Christmas in Thailand

Even with three to four years cumulative time living in Thailand, I am still not used to how different Christmas is here when compared to the U.S. It is different not only in terms of how the culture in general "celebrates" the holiday, but also how Christmas is celebrated at church and in the family.

Christmas in Thai Culture

Thai Santa Claus

Thailand is over 90% Buddhist so December 25th is just a normal working day like any other day. Buddhists don't celebrate Christmas - that is unless you own a department store or mall and want to get on the Christmas consumerism bandwagon. Because Christmas in the West is barely a religious holiday anymore, all that most Thai people know about Christmas is Santa Claus, gifts, Christmas tree, reindeer, and snow. And, of course, that Christmas is a foreign holiday, and therefore not for Thai people. But because of all the superficial hoopla in the West, many Thai people see Christmas as a fascinating curiosity.

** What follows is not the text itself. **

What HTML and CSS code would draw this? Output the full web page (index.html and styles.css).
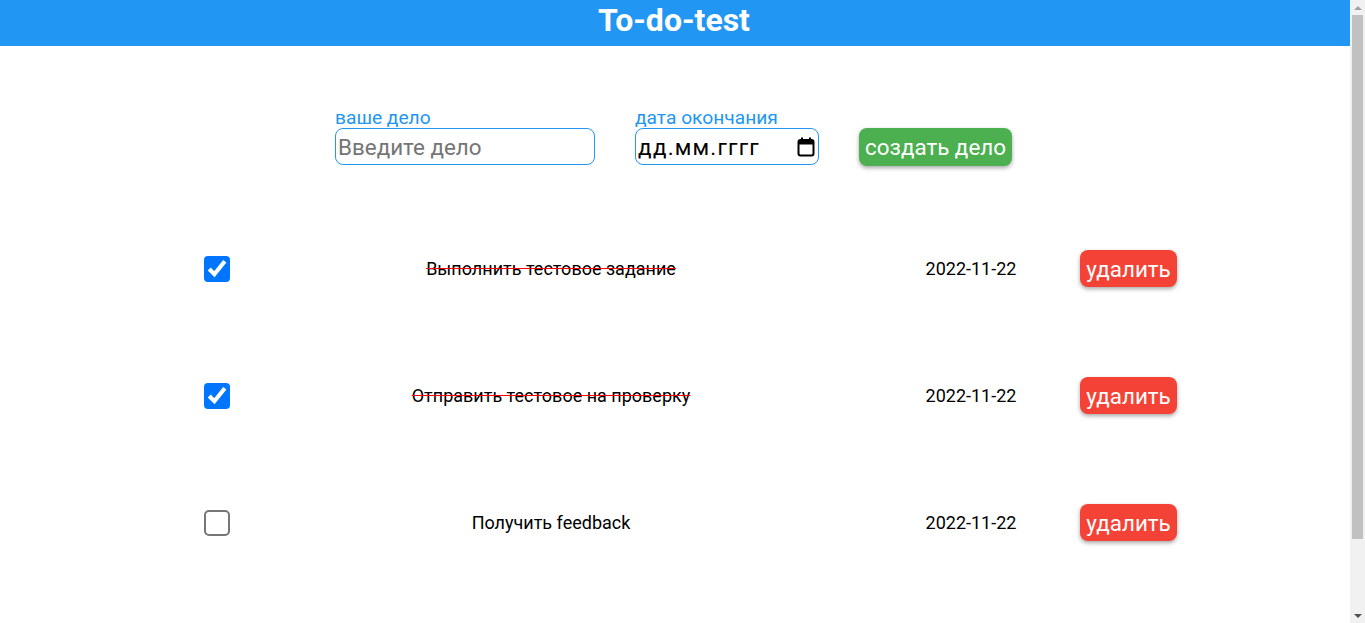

The big malls (which there aren't many of outside of Bangkok) put up some tinsel, sell Santa hats and fake Xmas trees, and have special sales, advertised, not as a Christmas sale, but something like "Amazing Gift Festival". And, like in the West, some Thai people find it fun to get on the superficial commercialized Christmas bandwagon. However, there is little to no knowledge about the true meaning of Christmas in this nation of Buddhists that has less than one percent Christians.